## WORK TO BE COMPLETED
Take the lines from the head of the listing through the one bearing "import clsx from 'clsx'" and copy them exactly, leaving every picture out.

## SOURCE MATERIAL
——————————

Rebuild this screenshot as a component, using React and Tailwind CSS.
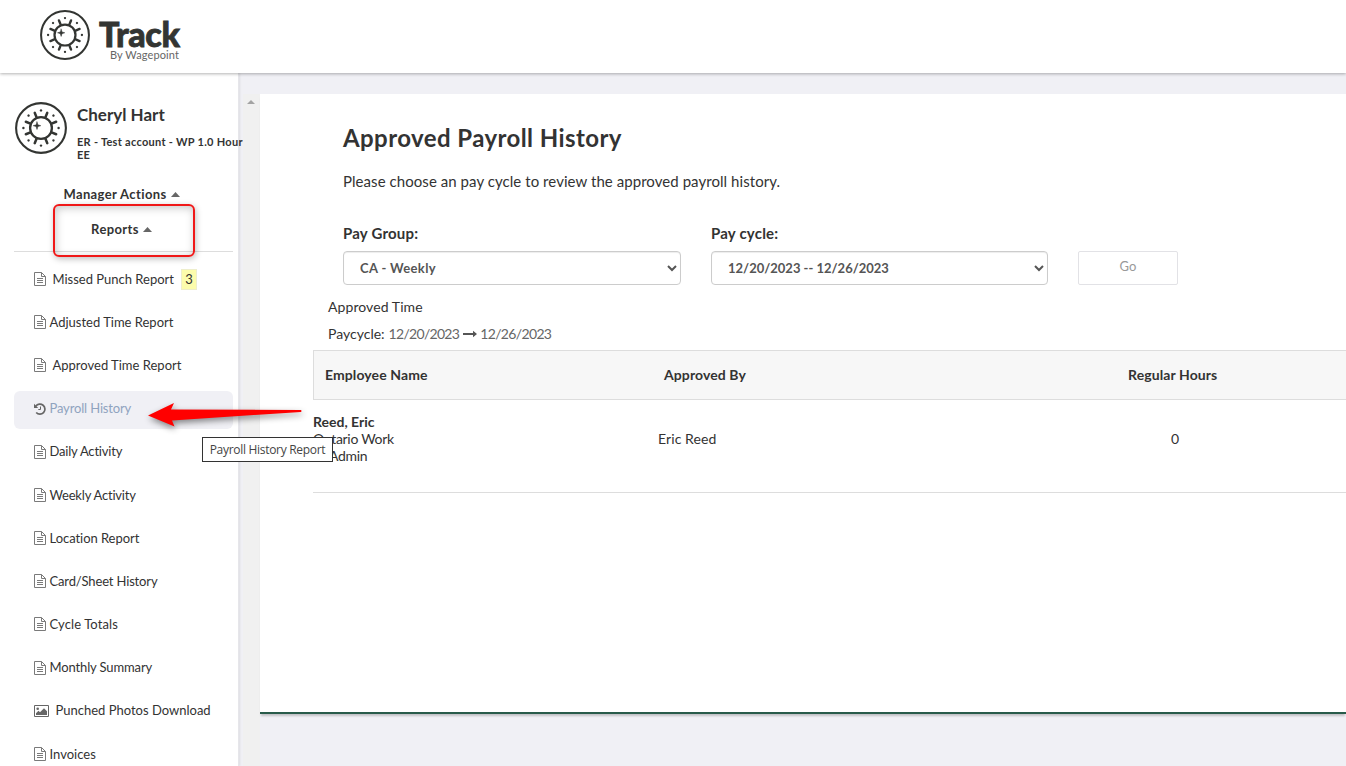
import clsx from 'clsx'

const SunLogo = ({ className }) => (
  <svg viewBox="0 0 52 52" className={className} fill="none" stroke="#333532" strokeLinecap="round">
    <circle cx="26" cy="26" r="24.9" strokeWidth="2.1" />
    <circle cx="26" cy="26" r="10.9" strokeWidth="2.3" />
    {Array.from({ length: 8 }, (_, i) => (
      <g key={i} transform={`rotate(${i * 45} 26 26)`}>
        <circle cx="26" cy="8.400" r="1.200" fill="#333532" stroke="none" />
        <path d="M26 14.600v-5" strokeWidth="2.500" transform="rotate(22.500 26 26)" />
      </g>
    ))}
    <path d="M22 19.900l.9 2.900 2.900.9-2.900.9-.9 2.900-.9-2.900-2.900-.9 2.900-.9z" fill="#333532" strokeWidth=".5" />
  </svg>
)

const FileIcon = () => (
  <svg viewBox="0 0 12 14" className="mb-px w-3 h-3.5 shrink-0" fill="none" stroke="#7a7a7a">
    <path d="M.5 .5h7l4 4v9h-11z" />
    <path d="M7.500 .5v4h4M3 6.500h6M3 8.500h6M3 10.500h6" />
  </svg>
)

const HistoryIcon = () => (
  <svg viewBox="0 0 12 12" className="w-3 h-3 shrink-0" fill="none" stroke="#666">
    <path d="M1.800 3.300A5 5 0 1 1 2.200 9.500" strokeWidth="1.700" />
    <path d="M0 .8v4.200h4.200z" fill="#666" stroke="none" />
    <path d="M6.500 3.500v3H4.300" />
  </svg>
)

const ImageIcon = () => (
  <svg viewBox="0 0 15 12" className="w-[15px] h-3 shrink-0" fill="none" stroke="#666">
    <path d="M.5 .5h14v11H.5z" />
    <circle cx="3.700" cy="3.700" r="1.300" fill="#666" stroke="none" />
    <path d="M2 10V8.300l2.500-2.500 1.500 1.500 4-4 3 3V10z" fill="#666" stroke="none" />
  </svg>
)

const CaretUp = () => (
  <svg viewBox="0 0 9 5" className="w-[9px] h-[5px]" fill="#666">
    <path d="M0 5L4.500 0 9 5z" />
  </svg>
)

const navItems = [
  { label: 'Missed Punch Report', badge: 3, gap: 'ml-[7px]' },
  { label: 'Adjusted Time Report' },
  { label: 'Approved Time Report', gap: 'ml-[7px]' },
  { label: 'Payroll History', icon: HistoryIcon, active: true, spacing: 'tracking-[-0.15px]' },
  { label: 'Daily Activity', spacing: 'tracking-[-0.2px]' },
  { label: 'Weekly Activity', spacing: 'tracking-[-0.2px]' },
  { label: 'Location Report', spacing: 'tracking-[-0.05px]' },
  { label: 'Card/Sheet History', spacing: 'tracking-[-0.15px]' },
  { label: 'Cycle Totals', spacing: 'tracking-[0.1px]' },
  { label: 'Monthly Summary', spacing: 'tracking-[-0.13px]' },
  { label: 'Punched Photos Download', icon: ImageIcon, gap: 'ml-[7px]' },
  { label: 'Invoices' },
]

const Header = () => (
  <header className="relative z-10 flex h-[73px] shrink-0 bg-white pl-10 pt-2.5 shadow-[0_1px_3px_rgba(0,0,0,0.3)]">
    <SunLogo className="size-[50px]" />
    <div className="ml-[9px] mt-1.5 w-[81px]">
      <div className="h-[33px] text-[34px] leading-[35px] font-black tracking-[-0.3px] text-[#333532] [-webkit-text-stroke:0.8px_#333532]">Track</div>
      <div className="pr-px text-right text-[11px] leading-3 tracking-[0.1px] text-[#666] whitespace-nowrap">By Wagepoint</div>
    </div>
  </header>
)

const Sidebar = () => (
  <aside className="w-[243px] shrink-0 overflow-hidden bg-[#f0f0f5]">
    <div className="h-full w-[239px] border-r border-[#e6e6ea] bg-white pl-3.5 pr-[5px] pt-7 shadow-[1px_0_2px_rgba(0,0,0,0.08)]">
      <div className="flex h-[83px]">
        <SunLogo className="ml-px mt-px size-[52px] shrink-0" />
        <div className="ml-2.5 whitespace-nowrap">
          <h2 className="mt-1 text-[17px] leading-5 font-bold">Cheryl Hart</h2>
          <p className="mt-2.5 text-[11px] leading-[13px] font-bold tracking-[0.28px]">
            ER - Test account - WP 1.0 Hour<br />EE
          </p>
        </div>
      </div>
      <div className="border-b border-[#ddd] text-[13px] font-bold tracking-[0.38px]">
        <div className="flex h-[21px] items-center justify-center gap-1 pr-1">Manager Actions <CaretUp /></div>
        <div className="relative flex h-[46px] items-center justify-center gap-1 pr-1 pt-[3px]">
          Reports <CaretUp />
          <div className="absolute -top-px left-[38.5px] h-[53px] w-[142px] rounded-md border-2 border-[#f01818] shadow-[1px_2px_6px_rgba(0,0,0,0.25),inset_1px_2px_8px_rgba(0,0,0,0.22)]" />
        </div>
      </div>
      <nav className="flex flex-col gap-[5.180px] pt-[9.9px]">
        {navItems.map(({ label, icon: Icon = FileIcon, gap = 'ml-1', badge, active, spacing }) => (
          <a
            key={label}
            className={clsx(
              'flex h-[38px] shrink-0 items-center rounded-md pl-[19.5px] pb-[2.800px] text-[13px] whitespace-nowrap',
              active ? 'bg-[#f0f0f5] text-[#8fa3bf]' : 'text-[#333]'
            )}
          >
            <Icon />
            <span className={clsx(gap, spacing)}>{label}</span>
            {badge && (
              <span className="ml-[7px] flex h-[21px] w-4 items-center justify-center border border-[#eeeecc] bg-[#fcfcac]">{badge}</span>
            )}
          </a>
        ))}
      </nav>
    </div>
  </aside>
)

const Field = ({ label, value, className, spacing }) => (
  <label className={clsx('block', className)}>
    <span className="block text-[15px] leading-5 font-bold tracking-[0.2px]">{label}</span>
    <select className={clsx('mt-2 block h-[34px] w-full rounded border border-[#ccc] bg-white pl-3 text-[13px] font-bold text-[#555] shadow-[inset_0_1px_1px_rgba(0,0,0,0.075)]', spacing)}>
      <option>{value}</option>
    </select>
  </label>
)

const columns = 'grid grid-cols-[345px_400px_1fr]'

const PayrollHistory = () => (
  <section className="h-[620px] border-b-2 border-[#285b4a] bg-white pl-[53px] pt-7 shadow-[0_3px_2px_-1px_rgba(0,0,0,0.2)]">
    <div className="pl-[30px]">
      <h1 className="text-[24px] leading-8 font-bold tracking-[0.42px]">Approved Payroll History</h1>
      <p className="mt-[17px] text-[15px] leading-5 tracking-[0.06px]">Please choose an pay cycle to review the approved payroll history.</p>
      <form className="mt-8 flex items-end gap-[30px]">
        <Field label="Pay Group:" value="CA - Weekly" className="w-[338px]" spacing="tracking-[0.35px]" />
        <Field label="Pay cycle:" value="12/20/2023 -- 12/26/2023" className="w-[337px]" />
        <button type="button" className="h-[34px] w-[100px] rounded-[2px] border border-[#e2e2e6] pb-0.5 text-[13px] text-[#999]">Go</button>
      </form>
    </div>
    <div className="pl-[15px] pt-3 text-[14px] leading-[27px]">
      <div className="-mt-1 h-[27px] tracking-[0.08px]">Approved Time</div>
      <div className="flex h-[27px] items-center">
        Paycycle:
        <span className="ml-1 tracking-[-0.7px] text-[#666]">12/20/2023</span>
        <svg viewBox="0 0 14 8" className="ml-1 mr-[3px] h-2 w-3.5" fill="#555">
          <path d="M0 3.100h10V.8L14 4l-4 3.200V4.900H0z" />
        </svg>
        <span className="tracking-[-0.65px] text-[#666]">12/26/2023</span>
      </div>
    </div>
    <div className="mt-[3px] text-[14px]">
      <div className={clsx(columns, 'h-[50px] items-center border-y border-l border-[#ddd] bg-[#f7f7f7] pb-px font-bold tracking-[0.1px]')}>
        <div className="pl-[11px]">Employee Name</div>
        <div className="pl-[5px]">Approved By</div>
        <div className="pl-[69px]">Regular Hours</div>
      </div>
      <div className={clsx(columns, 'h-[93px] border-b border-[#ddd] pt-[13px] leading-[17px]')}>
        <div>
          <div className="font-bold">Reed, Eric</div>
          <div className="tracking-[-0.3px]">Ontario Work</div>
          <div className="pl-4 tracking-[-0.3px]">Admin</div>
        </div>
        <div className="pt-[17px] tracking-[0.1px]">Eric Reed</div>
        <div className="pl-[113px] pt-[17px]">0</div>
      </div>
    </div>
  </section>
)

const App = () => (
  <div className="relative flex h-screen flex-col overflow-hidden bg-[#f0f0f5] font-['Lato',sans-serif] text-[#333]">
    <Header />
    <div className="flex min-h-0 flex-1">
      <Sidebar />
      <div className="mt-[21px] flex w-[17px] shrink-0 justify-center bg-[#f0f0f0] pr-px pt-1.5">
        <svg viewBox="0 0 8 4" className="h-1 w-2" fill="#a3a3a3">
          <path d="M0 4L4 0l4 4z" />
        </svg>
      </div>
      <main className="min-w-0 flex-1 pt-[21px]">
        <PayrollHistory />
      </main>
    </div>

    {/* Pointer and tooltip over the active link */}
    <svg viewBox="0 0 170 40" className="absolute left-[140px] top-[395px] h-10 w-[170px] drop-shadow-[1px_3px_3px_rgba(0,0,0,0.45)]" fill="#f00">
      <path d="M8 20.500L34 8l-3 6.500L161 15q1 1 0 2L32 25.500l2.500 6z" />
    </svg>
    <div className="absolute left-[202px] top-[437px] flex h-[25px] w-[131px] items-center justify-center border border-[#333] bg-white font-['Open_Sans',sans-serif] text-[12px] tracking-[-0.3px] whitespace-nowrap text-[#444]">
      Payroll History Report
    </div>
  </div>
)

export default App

——————————

## ANSWER TO THIS PROBLEM
Rebuild this screenshot as a component, using React and Tailwind CSS.
import clsx from 'clsx'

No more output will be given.